The Corporate Transparency Implementation Overview

The Corporate Transparency Act will require certain US entities (and certain foreign entities) to report information relating to their ultimate Beneficial Owner to FinCEN. FinCEN issued its Final Rule implementing the CTA on September 29,  setting the enforcement date to be January 1, 2024. This new Act and its reporting obligations are discussed in detail below.

What is the corporate transparency act?

The Corporate Transparency Act (“CTA”) was passed in early 2021 and is intended to expand upon the Anti-Money Laundering Act of 2020 (“AML Act”). The CTA is administered and enforced by the Financial Crimes Enforcement Network (“FinCEN”). FinCEN is a bureau in the U.S. Department of the Treasury responsible for combating money laundering and promoting national security through the collection and treatment of financial data for law enforcement purposes by building global cooperation with counterpart organizations in other countries.

The CTA will require all US corporate entities, such as corporations and LLCs, as well as other entities deemed as Reporting Entities to disclose their ultimate Beneficial Owner Information (“BOI”). Certain foreign entities registered to do business in the United States may also be determined to be Reporting Entities. A Reporting Entity will be required to file a BOI report with FinCEN to identify itself and provide details of its Beneficial Owner(s). Although entities which are not Reporting Entities will have no obligations to report and will themselves not be reported, any individual who, directly or indirectly, exercises substantial control over or owns or controls at least 25 percent of the ownership interests of Reporting Company will have to be reported. This means that individual directors, officers, shareholders, as well as settlors, trustees or beneficiaries of trusts, may all be considered Beneficial Owners of a Reporting Entity under the control and ownership tests as discussed below.

Definitions:

Beneficial Owner

The Beneficial Owner of a Reporting Entity includes any individual who, directly or indirectly, through any contract, arrangement, understanding, relationship, or otherwise either:

(i) exercises substantial control over the entity; or

(ii) owns or controls not less than 25 percent of the ownership interests of the entity.

Minors, nominees and creditors are generally exempt from the definition of a Beneficial Owner (though creditors holding convertible debt interests may be owners as discussed above).
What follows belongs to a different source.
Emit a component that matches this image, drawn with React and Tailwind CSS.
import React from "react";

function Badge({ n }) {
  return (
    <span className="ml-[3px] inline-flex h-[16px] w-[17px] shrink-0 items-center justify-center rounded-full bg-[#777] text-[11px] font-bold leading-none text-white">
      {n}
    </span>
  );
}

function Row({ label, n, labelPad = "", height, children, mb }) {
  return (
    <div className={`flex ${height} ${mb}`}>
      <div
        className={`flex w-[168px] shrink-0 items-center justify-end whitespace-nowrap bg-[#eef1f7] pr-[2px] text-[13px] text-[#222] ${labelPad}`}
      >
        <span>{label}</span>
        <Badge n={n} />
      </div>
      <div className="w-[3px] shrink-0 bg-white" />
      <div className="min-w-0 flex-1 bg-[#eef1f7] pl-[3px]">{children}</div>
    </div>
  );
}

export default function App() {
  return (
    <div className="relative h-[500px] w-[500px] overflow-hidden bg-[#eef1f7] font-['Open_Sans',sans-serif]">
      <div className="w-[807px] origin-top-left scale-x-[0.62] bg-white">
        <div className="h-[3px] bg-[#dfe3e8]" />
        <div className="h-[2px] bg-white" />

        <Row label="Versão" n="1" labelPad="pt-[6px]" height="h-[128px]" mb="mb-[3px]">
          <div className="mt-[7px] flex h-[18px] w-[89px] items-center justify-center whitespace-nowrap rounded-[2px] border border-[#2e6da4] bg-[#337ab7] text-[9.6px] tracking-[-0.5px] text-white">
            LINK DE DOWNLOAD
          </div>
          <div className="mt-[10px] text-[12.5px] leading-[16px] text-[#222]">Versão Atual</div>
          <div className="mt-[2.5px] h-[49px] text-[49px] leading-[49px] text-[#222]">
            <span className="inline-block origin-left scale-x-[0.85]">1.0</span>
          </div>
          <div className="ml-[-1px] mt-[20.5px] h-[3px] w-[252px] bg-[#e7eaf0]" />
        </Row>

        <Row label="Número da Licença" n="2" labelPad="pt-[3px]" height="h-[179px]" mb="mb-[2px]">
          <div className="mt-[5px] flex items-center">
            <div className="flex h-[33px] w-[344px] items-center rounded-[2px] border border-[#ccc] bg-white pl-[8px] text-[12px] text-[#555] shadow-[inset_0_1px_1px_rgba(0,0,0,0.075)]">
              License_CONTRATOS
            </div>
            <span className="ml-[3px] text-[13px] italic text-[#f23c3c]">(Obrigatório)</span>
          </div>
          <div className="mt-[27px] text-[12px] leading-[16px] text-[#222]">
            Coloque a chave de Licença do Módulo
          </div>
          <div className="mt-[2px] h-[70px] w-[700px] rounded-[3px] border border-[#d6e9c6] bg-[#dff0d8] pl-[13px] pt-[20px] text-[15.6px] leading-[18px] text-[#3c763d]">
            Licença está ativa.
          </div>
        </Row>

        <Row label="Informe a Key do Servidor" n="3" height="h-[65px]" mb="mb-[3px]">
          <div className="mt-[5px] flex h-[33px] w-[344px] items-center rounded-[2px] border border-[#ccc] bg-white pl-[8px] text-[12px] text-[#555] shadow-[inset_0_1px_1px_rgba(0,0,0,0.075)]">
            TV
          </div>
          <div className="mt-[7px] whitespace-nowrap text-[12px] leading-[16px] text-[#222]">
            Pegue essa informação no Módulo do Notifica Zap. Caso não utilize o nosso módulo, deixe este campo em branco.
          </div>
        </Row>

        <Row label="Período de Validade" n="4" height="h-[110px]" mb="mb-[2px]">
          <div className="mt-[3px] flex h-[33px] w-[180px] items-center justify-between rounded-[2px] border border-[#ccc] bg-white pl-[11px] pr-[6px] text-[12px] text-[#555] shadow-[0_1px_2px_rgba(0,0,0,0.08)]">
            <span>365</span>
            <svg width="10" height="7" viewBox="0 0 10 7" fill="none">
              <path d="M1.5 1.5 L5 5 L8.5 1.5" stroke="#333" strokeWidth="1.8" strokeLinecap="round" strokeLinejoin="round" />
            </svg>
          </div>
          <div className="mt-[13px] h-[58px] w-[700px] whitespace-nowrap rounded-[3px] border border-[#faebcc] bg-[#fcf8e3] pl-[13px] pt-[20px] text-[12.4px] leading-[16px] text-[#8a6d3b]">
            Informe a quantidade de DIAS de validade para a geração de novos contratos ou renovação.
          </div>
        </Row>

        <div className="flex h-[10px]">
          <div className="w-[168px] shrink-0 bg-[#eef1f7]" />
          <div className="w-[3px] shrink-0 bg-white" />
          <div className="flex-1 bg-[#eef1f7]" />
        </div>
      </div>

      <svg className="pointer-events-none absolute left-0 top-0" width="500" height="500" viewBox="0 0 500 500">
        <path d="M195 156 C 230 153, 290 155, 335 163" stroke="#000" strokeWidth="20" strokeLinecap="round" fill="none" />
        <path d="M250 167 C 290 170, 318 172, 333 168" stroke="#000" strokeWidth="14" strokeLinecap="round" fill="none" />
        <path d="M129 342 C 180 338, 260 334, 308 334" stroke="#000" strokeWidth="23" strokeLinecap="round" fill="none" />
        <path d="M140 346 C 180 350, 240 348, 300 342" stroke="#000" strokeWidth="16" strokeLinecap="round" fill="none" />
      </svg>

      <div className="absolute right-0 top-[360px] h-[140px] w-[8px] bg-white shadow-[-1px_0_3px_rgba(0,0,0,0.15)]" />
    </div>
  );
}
Note that there is an employee exception, but it is limited to individuals “acting solely as an employee” and where their “control over or economic benefits from” a reporting company are derived “solely” from their employment status—but only if they are not senior officers of a company.

Exempt Entities

FinCEN has narrowed the broad definition of Reporting Entities with a listing of 23 entities which are exempt from the definition of “reporting company” (each an “Exempt Entity”), including:

  • Entities in regulated industries such as banking, insurance, securities, accounting firms, brokers, dealers, credit unions, etc.
  • Large operating companies with a substantial physical presence in the US (greater than 20 employees and $5 million in gross receipts from US Sources)
  • Certain tax-exempt entities
  • Any entity whose ownership is controlled or wholly owned, directly or indirectly, by an Exempt Entity

Trusts

Most trusts – foreign or domestic – will not be Reporting Entities as they are not entities created by filings with a state or tribal office. But if a trust owns upwards of 25% or has substantial control over a Reporting Company, the trust is a Beneficial Owner. However, the trust itself cannot be the Beneficial Owner because this must be an individual. Therefore, it is then possible for multiple individuals who are associated with a trust which is connected to a Reporting Entity to be considered Beneficial Owners under the CTA.
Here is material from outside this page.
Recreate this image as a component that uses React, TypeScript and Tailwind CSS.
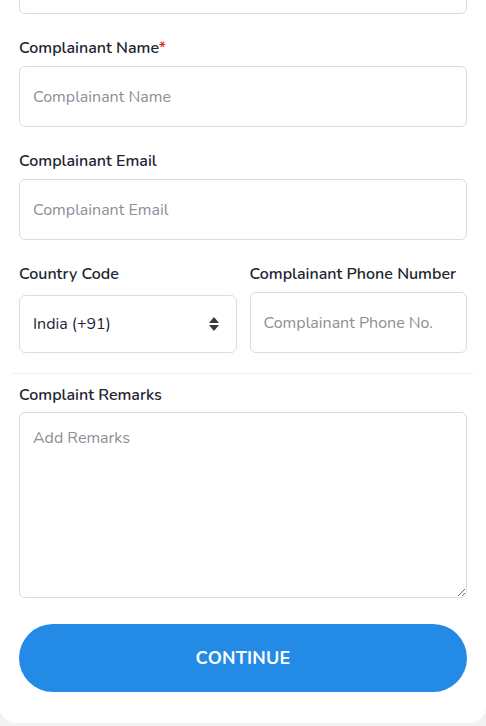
const font = { fontFamily: '"Nunito", "Open Sans", "Noto Sans", sans-serif' };

function Label({ children, required }: { children: React.ReactNode; required?: boolean }) {
  return (
    <label className="block text-[16px] font-semibold leading-5 text-[#1e2432]">
      {children}
      {required ? <span className="text-[#e0262f]">*</span> : null}
    </label>
  );
}

function TextInput({ placeholder }: { placeholder: string }) {
  return (
    <input
      placeholder={placeholder}
      className="h-[61px] w-full rounded-md border border-[#dcdcdc] bg-white px-[13px] text-[16px] text-[#1e2432] outline-none placeholder:text-[#8c8f96]"
      style={font}
    />
  );
}

export default function App() {
  return (
    <div className="h-[726px] overflow-hidden bg-[#f2f2f2]" style={font}>
      <div className="h-[723px] overflow-hidden rounded-b-2xl bg-white">
        <div className="-mt-[47px] px-[19px]">
          <TextInput placeholder="" />

          <div className="mt-[24px]">
            <Label required>Complainant Name</Label>
            <div className="mt-[8px]">
              <TextInput placeholder="Complainant Name" />
            </div>
          </div>

          <div className="mt-[24px]">
            <Label>Complainant Email</Label>
            <div className="mt-[8px]">
              <TextInput placeholder="Complainant Email" />
            </div>
          </div>

          <div className="mt-[24px] grid grid-cols-2 gap-[13px]">
            <div>
              <Label>Country Code</Label>
              <div className="mt-[11px] flex h-[58px] items-center justify-between rounded-md border border-[#dcdcdc] pl-[13px] pr-[17px]">
                <span className="text-[16px] text-[#1e2432]">India (+91)</span>
                <span className="flex flex-col items-center">
                  <svg width="10" height="6" viewBox="0 0 10 6">
                    <path d="M5 0 L10 6 L0 6 Z" fill="#3a3a3a" />
                  </svg>
                  <svg width="10" height="6" viewBox="0 0 10 6" className="mt-[2px]">
                    <path d="M0 0 L10 0 L5 6 Z" fill="#3a3a3a" />
                  </svg>
                </span>
              </div>
            </div>
            <div>
              <Label>Complainant Phone Number</Label>
              <div className="mt-[8px]">
                <TextInput placeholder="Complainant Phone No." />
              </div>
            </div>
          </div>
        </div>

        <div className="mx-[12px] mt-[20px] border-t border-[#edf1f6]" />

        <div className="px-[19px]">
          <div className="mt-[11px]">
            <Label>Complaint Remarks</Label>
            <textarea
              placeholder="Add Remarks"
              className="mt-[7px] block h-[186px] w-full resize-y rounded-md border border-[#dcdcdc] bg-white px-[13px] py-[15px] text-[16px] leading-5 text-[#1e2432] outline-none placeholder:text-[#8c8f96]"
              style={font}
            />
          </div>

          <button
            type="button"
            className="mt-[26px] flex h-[68px] w-full items-center justify-center rounded-full bg-[#238be6] text-[18px] font-bold tracking-[0.2px] text-white"
            style={font}
          >
            CONTINUE
          </button>
        </div>
      </div>
    </div>
  );
}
Reporting – beneficial owner information (BOI) reports

Reporting Entities created before January 1, 2024 have until January 1, 2025 to file their initial report while Reporting Entities created after January 1, 2024, must file their initial BOI Reports within 30 calendar days of their creation or registration.

Filing BOI Reports will be done electronically through an online interface. The Report will include information about the Reporting Entity itself.
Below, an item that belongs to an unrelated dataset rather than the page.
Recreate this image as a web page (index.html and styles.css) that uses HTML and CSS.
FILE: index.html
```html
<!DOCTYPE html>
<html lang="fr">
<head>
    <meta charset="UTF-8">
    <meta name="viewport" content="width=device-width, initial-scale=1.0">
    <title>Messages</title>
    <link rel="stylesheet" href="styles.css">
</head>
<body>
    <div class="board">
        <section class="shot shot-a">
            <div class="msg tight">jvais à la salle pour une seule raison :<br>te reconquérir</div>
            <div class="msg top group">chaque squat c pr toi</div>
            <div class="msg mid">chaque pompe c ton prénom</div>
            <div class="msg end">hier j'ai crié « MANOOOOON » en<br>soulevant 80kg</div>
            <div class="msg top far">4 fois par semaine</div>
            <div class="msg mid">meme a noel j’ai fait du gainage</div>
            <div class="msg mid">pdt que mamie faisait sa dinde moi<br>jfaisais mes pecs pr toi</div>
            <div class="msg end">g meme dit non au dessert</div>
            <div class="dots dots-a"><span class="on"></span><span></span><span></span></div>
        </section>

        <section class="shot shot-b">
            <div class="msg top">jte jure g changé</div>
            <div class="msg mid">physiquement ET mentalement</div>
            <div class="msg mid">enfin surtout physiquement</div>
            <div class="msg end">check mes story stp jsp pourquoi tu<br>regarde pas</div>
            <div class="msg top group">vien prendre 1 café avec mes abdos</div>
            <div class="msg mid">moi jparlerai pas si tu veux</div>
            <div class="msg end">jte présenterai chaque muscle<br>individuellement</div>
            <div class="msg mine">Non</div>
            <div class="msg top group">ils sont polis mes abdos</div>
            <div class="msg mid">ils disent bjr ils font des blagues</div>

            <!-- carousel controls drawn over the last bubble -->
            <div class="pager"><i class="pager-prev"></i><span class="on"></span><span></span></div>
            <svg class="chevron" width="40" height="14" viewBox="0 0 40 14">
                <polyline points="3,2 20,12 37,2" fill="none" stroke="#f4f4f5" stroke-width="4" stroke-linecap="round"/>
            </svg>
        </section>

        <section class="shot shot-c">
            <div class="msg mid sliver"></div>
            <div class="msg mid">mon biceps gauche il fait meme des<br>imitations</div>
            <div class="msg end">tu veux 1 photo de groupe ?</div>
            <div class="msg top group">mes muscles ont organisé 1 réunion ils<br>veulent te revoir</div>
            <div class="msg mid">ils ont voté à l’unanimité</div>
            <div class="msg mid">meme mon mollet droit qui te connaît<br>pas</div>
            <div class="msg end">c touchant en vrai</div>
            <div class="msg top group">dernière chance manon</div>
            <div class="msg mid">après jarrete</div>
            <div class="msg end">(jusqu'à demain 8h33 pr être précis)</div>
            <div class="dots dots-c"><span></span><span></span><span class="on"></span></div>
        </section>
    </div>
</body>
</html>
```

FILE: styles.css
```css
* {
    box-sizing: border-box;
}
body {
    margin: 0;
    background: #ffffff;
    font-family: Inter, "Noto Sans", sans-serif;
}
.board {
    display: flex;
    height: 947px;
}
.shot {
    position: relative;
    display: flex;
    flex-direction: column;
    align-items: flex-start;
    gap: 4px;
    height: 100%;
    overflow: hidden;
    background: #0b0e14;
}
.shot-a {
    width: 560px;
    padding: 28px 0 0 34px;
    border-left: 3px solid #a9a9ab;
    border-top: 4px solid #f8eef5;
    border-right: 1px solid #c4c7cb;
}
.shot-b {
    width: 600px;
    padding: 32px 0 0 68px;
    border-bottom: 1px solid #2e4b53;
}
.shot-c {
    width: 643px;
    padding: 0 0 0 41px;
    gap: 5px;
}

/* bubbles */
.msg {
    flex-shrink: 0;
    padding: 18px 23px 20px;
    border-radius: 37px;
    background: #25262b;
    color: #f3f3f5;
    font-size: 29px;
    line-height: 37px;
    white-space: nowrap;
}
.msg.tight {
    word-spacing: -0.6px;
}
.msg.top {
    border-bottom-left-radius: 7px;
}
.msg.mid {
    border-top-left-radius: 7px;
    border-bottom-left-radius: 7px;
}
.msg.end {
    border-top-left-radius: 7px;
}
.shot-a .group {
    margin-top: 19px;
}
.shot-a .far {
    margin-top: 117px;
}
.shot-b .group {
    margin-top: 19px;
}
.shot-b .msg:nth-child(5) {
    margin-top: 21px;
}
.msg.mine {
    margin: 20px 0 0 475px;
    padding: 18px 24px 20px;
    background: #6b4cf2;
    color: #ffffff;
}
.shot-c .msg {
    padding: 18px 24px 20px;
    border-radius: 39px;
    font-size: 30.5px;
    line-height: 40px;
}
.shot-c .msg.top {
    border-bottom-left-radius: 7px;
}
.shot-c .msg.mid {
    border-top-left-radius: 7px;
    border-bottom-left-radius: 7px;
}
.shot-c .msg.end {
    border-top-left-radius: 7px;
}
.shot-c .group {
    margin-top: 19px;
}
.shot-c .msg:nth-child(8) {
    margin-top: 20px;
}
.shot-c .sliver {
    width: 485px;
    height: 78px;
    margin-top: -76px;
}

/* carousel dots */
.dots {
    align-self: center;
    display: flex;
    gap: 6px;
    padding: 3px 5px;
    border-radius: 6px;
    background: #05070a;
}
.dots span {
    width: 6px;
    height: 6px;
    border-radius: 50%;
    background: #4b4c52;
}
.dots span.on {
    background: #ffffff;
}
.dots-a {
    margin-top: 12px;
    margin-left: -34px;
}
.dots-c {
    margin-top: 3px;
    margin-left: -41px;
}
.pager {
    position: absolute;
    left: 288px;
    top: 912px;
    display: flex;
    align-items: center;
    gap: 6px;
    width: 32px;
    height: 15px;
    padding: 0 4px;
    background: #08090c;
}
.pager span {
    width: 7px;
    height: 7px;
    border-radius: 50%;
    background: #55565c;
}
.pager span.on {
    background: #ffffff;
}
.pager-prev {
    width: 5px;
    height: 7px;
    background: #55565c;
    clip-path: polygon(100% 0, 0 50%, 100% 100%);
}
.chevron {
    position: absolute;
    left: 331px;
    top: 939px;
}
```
Also, for each Beneficial Owner the Reporting Entity must report:

  • Full name
  • Date of birth
  • Address in their resident tax jurisdiction, and
  • A unique identifying number from an acceptable identification document (such as a state-issued ID or passport) along with an image of the document.

Reporting Entity Penalties

A Reporting Entity may be charged with civil or criminal penalties or both for failure to comply with the CTA under FinCEN’s general enforcement powers provided to the agency under US law. These penalties include civil monetary penalties ranging from $25,000 to $250,000 depending on the nature of the violation, and possible criminal liability for wilful violations.

Conclusion

Operating under the assumption that all entities created before the January 1st, 2024 date will file, FinCEN estimates that 32,556,929 BOI initial reports will be filed within Year 1 (2024). These numbers tell us that the CTA will impose reporting requirements on many US corporate-type entities. We finally note that if no Reporting Entity exists within a structure, then no reporting is required under the CTA.